According to domestic media reports the new rules are expected to introduce the requirement that financial holding companies obtain operating licenses issued by the Chinese central bank.

They will also establish thresholds for market entry, standardise affiliate transactions between financial holding companies and their internal subsidiaries via the establishment of a firewalls; strengthen requirements with respect to capital adequacy and authenticity, and standardise corporate equity structures, as well as the requirements for key shareholders and senior management.

A source speaking to Quanshang said that the focus would be on privately run financial-holding companies.

According to the source a number of problems in relation to China’s financial holding companies have recently become more pronounced, compelling regulators to take action.

The rapid growth and increasingly large scale of financial holding companies has made some of them systemically important financial institutions, that need to be included within the purview of regulation.

One official from PBOC said that the the “blind expansion and extreme growth” of financial holding companies had heightened China’s systemic financial risk, and that the institutions are now in urgent need of standardised development and strengthened regulation via statutory means.

“Looking at the procedures for the release of regulations by departments, regulators will probably solicit opinions from the public after they complete drafting of rules,” said the official.

“However, given the urgent nature of financial holding administrative measures, it is expected that the period for the solicitation of opinions will not be that long.”

Hu Xiaolian (胡晓炼), chair of the Exim Bank of China, said that risk-fraught financial holding groups are characterised by the following features:

i) High levels of leverage, and large or even unrestrained debt-funding during the process of asset expansion.

ii) Inadequate corporate governance.

iii) Divergence during the process of operation – insurance companies becoming asset investment companies, and financing companies during actual operation.

iv) These institutions are usually quite large in scale, meaning that associated risk will have a broad impact, or even trigger systemic financial risk.

Former PBOC governor Zhou Xiaochuan said at the Two Sessions in March that regulation of China’s financial holding companies would focus on three areas:

i) An emphasis on capital adequacy and authenticity as well as capital quality.
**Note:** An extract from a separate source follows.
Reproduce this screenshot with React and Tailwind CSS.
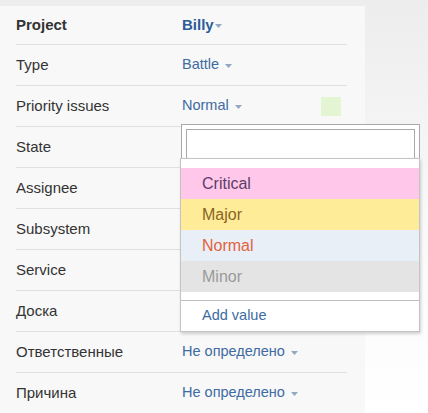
import React from "react";

function Caret({ className = "" }) {
  return (
    <svg width="7" height="4" viewBox="0 0 7 4" className={className}>
      <path d="M0 0 L7 0 L3.5 4 Z" fill="#94a7c0" />
    </svg>
  );
}

const rows = [
  { label: "Project", value: "Billy", bold: true },
  { label: "Type", value: "Battle" },
  { label: "Priority issues", value: "Normal", swatch: true },
  { label: "State" },
  { label: "Assignee" },
  { label: "Subsystem" },
  { label: "Service" },
  { label: "Доска" },
  { label: "Ответственные", value: "Не определено" },
  { label: "Причина", value: "Не определено" },
];

const options = [
  { text: "Critical", bg: "bg-[#ffc8ea]", color: "text-[#5b3d69]" },
  { text: "Major", bg: "bg-[#ffec99]", color: "text-[#8a6421]" },
  { text: "Normal", bg: "bg-[#e9eff7]", color: "text-[#e2623c]" },
  { text: "Minor", bg: "bg-[#e4e4e4]", color: "text-[#9a9a9a]" },
];

export default function App() {
  return (
    <div className="relative w-[428px] h-[413px] overflow-hidden bg-linear-to-b from-[#ededed] via-[#f8f8f8] to-white font-['Liberation_Sans',Arial,sans-serif]">
      <div className="w-[365px] h-full mt-[6px] bg-[#f8f8f8] pl-4 pr-[18px]">
        {rows.map((r, i) => (
          <div
            key={i}
            className={`flex items-center border-b border-[#e0e0e0] ${i === 0 ? "h-[39px]" : "h-[41px]"}`}
          >
            <div
              className={`w-[166px] shrink-0 text-[15px] text-[#333333] ${r.bold ? "font-bold" : ""}`}
            >
              {r.label}
            </div>
            {r.value && (
              <div className="flex flex-1 items-center">
                <span
                  className={`flex items-center ${r.bold ? "font-bold text-[15px] text-[#2c5c97] gap-[1px]" : "text-[14.5px] text-[#3d6ba2] gap-[6px]"}`}
                >
                  {r.value}
                  <Caret className="mt-[1px]" />
                </span>
                {r.swatch && (
                  <span className="ml-auto mr-[6px] w-[20px] h-[19px] bg-[#e3f5d3]" />
                )}
              </div>
            )}
          </div>
        ))}
      </div>

      {/* dropdown */}
      <div className="absolute left-[181px] top-[124px] w-[239px] h-[40px] border border-[#a9a9a9] bg-white p-[4px]">
        <div className="h-[30px] border border-[#a9a9a9] bg-white" />
      </div>
      <div className="absolute left-[180px] top-[158px] w-[240px] border border-[#c4c4c4] bg-white shadow-[1px_2px_3px_rgba(0,0,0,0.18)]">
        <div className="pt-[9px] pb-[8px]">
          {options.map((o) => (
            <div
              key={o.text}
              className={`h-[31px] flex items-center pl-[21px] text-[16px] ${o.bg} ${o.color}`}
            >
              {o.text}
            </div>
          ))}
        </div>
        <div className="h-[31px] border-t border-[#bdbdbd] flex items-center pl-[21px] text-[14.5px] text-[#3d6ba2]">
          Add value
        </div>
      </div>
    </div>
  );
}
Zhou said that finance is a high risk sector, and for this reason sufficient capital is needed to absorb risk. In addition to this the capital of some financial holding companies is unverified or incomplete, with problems such as fake registration and “circulating capital injections.”
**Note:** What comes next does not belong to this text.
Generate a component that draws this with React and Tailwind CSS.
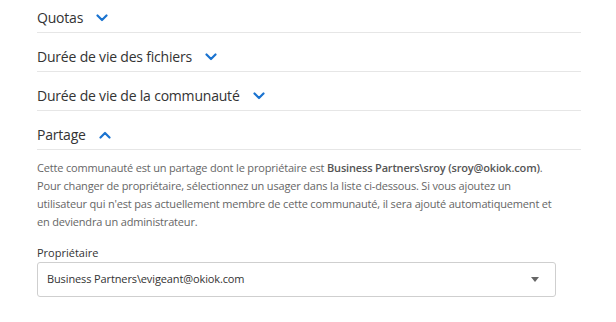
const sections = [
  { title: 'Quotas', open: false },
  { title: 'Durée de vie des fichiers', open: false },
  { title: 'Durée de vie de la communauté', open: false },
  { title: 'Partage', open: true },
];

const Chevron = ({ up }) => (
  <svg width="12" height="8" viewBox="0 0 12 8" className="ml-[13px] shrink-0">
    <path
      d={up ? 'M1.5 6.5 L6 2 L10.5 6.5' : 'M1.5 1.5 L6 6 L10.5 1.5'}
      fill="none"
      stroke="#1a73d0"
      strokeWidth="2.2"
      strokeLinecap="round"
      strokeLinejoin="round"
    />
  </svg>
);

export default function App() {
  return (
    <div className="w-[616px] h-[322px] bg-white overflow-hidden font-['Open_Sans','Liberation_Sans',sans-serif]">
      <div className="pl-[37px] w-[581px]">
        {sections.map((s, i) => (
          <div
            key={s.title}
            className={`flex items-center border-b border-[#e6e6e6] pb-[4px] ${i === 0 ? 'pt-[8px]' : 'pt-[14px]'}`}
          >
            <span className="text-[14px] leading-[20px] tracking-[-0.2px] font-medium text-[#333]">{s.title}</span>
            <Chevron up={s.open} />
          </div>
        ))}

        <div className="mt-[9px] text-[11px] leading-[18px] tracking-[-0.17px] text-[#666] whitespace-nowrap">
          <p>
            Cette communauté est un partage dont le propriétaire est{' '}
            <b className="font-semibold text-[#555]">Business Partners\sroy (sroy@okiok.com)</b>.
          </p>
          <p>Pour changer de propriétaire, sélectionnez un usager dans la liste ci-dessous. Si vous ajoutez un</p>
          <p>utilisateur qui n'est pas actuellement membre de cette communauté, il sera ajouté automatiquement et</p>
          <p>en deviendra un administrateur.</p>
        </div>

        <div className="mt-[14px] w-[519px]">
          <label className="block text-[11px] leading-[16px] text-[#333] mb-[1px]">Propriétaire</label>
          <div className="flex items-center justify-between h-[35px] border border-[#cfcfcf] rounded-[3px] pl-[9px] pr-[16px]">
            <span className="text-[11px] tracking-[-0.12px] text-[#333]">Business Partners\evigeant@okiok.com</span>
            <span className="w-0 h-0 border-l-[4.5px] border-r-[4.5px] border-t-[5px] border-l-transparent border-r-transparent border-t-[#666]" />
          </div>
        </div>
      </div>
    </div>
  );
}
ii) An emphasis upon the transparency of equity structures. The equity structures and status of actual controllers should be subject to adequate transparency, in order to prevent operation in breach of regulations.

iii) Strengthening of regulation of affiliate transactions, between the financial institutions that are part of financial holding conglomerates, as well as between the real enterprises and overseas enterprises of financial holding conglomerates.

Zhou pointed to the need for the  establishment of firewalls between financial institutions and share-controlled companies, as well as other real enterprises.